### Material:
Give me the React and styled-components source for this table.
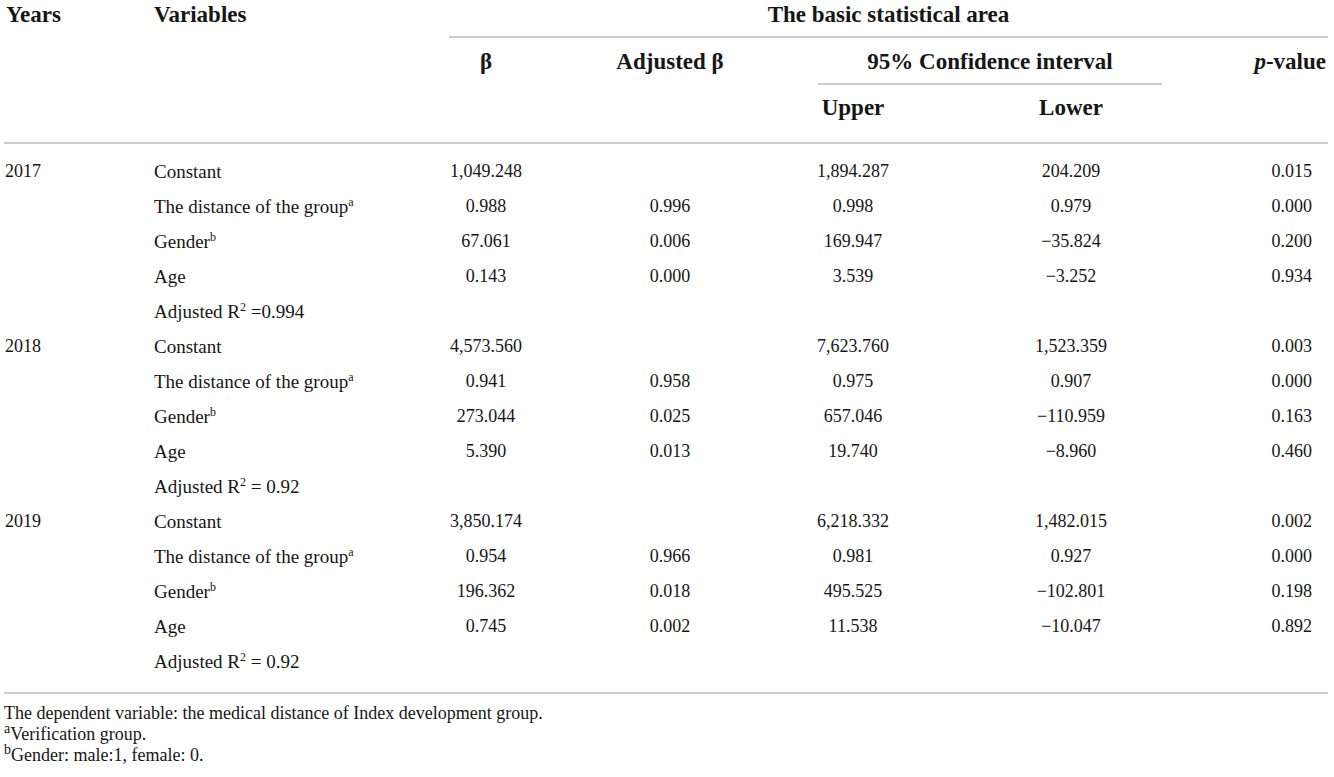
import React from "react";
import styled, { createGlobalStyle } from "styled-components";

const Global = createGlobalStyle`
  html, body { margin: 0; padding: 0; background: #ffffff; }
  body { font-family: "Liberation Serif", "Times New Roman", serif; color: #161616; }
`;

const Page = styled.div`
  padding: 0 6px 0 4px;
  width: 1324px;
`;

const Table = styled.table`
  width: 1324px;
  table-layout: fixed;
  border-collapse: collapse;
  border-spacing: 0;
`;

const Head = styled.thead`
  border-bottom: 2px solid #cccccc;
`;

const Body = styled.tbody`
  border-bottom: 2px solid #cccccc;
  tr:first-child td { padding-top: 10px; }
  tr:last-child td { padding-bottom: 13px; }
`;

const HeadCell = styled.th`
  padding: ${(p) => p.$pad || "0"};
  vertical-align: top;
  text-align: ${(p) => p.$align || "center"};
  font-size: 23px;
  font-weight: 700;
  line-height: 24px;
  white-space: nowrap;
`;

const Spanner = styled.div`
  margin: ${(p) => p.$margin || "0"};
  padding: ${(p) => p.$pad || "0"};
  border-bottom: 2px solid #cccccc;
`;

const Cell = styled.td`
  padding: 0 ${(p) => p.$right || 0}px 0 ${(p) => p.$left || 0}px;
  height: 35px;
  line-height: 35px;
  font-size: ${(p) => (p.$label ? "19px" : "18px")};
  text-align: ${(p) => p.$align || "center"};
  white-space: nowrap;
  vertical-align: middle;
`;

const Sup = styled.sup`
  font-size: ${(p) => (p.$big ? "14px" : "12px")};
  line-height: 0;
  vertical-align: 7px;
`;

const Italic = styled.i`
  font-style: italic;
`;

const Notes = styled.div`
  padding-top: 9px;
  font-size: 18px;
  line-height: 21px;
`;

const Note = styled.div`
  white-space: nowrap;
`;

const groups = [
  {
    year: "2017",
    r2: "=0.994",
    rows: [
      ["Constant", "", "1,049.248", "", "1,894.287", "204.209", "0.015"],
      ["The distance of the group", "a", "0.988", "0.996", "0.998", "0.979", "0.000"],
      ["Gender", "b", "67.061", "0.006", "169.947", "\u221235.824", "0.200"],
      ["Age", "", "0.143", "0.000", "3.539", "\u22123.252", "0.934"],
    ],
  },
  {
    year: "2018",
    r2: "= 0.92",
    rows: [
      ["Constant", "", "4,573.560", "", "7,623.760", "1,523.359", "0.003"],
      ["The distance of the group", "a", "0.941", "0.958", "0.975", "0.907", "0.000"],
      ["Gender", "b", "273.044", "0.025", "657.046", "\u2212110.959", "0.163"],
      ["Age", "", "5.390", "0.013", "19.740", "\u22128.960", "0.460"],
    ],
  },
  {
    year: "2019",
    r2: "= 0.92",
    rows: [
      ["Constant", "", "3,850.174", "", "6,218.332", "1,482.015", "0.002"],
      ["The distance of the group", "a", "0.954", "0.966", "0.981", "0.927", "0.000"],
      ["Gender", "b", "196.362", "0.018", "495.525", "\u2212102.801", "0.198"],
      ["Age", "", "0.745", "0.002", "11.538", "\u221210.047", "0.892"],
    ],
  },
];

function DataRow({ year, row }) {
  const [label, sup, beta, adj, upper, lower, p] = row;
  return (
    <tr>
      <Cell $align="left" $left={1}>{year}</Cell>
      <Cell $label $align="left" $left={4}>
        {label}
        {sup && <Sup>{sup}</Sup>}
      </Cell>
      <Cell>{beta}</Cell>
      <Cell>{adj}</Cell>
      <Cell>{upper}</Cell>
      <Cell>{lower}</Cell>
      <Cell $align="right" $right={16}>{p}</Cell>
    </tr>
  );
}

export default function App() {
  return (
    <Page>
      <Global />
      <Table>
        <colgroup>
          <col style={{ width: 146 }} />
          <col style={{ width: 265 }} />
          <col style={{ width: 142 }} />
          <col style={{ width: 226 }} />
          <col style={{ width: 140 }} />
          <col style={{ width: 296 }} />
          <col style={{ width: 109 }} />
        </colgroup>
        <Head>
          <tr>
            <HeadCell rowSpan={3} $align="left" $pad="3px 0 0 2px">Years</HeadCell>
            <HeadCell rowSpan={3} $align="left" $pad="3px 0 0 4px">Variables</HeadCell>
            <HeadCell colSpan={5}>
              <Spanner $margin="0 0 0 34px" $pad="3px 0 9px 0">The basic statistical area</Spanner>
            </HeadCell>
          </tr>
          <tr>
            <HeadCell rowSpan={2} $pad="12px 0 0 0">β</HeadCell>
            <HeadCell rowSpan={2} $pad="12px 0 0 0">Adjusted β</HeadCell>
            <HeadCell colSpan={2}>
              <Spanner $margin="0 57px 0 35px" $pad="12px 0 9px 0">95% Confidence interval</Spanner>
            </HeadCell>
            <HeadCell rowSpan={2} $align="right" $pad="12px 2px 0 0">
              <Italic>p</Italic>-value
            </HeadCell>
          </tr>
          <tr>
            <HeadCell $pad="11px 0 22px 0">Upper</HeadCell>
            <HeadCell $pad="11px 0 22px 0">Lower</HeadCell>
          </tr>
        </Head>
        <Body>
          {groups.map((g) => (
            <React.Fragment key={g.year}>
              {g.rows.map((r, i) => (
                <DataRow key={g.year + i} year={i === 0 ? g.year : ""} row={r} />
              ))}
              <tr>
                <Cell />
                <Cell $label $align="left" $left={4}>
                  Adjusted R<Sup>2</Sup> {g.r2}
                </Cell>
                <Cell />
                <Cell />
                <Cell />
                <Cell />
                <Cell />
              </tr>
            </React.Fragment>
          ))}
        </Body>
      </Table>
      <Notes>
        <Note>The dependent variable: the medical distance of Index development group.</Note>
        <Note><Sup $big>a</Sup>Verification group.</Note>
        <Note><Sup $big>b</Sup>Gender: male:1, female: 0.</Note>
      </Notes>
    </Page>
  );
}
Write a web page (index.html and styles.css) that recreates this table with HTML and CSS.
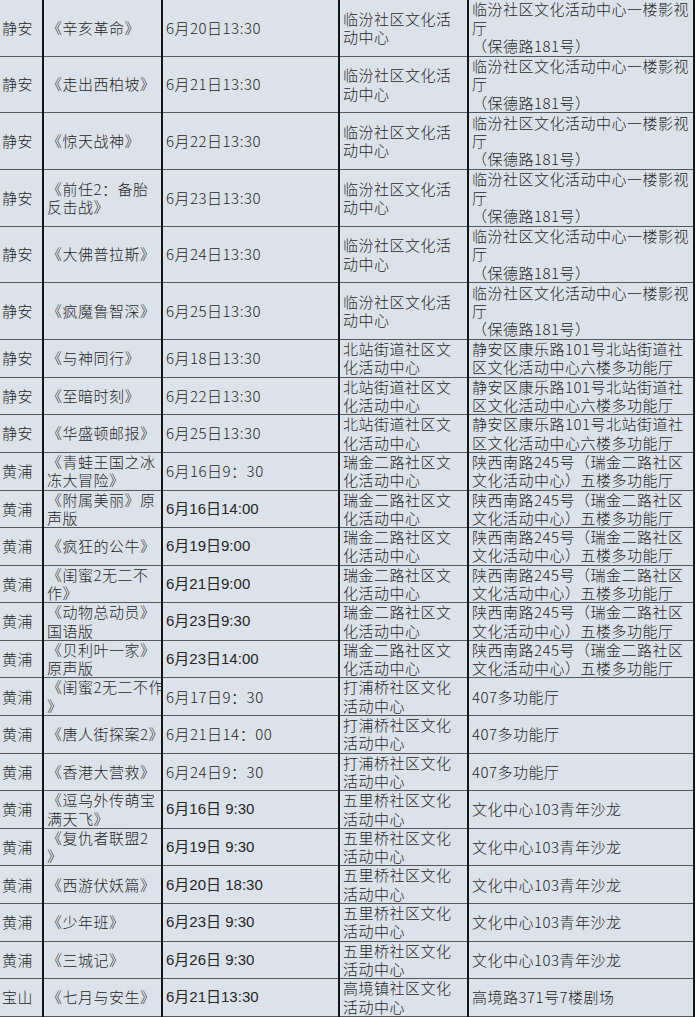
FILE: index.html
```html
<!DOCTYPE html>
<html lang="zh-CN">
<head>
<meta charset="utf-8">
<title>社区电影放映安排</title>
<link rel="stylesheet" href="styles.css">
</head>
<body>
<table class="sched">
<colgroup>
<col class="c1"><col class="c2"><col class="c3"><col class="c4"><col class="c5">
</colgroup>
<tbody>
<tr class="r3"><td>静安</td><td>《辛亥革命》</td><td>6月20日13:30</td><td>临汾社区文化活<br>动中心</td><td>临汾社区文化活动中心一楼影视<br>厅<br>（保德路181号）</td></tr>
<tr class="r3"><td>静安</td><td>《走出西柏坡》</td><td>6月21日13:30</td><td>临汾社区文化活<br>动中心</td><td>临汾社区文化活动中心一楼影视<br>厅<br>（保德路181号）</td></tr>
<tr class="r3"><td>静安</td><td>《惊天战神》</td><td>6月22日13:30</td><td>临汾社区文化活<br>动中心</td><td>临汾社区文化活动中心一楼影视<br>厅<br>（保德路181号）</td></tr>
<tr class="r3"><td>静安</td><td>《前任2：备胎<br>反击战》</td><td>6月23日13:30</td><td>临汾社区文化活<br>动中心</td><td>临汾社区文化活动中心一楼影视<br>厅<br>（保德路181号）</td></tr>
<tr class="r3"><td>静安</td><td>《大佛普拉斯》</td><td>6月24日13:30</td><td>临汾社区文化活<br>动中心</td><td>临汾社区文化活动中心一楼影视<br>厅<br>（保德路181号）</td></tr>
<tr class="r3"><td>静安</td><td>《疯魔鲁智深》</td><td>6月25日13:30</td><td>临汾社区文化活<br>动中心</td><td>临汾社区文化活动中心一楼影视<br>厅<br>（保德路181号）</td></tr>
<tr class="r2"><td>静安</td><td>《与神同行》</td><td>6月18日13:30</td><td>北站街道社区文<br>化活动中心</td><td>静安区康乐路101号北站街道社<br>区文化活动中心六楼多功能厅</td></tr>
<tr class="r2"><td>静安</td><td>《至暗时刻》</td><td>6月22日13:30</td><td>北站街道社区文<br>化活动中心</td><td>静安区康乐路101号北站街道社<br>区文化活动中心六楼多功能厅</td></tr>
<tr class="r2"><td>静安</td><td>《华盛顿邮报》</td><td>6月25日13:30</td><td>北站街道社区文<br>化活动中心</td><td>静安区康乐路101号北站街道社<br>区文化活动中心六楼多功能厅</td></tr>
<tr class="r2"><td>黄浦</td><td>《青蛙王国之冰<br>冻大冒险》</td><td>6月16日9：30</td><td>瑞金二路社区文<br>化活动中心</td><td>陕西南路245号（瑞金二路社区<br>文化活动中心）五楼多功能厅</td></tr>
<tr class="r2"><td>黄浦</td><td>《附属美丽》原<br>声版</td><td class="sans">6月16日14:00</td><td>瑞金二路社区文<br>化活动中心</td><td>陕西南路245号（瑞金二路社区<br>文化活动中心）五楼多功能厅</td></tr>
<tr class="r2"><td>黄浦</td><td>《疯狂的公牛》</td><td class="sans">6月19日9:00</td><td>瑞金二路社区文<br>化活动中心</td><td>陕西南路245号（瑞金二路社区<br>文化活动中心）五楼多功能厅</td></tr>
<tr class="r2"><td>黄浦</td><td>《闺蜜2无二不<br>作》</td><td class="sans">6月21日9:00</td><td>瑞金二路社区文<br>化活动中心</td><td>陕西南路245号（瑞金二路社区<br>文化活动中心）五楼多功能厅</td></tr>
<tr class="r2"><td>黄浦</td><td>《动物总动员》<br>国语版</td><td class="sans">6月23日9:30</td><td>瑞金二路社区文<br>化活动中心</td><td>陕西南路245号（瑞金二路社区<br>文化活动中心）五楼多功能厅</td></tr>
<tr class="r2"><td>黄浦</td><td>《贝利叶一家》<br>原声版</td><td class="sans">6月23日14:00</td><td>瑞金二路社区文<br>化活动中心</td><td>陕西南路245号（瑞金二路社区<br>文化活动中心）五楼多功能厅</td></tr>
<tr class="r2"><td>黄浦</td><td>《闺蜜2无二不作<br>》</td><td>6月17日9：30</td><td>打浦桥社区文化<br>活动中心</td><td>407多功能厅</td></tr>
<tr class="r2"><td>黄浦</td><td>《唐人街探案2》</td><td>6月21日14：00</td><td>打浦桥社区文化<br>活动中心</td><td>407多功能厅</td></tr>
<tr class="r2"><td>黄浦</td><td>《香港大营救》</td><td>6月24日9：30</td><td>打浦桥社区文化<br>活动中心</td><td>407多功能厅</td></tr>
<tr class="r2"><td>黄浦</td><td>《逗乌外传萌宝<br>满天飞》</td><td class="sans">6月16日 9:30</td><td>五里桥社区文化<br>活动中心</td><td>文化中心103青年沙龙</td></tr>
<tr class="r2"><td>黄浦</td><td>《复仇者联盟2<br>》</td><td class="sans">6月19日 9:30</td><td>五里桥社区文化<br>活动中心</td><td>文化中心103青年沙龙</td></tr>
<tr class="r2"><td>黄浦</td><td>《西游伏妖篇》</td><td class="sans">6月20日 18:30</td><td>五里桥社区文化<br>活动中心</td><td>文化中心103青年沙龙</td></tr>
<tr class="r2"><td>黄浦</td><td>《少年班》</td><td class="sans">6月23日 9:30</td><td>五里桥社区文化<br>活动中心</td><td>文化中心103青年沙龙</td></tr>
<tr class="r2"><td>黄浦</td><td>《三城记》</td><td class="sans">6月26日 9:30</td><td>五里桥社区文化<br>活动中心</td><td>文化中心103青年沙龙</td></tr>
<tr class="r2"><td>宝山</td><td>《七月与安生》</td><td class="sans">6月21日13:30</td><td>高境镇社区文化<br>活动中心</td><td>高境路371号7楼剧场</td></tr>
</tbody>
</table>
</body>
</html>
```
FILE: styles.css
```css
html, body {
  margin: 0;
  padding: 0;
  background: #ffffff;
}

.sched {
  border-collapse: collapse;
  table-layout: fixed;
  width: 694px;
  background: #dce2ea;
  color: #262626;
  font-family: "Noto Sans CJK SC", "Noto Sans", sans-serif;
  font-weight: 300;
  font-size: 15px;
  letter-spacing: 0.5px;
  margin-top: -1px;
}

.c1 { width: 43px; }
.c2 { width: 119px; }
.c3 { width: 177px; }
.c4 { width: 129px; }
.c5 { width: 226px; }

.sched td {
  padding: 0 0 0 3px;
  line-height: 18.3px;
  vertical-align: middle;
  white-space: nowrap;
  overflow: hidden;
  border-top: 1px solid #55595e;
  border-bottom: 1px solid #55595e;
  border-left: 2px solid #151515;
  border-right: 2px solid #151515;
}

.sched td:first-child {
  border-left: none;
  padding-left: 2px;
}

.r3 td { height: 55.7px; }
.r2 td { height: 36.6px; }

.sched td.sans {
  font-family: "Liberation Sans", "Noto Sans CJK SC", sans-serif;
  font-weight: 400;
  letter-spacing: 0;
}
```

### Given request:
Check every line for "components" and show the ones that have it.

### Output:
Give me the React and styled-components source for this table.
import styled, { createGlobalStyle } from "styled-components";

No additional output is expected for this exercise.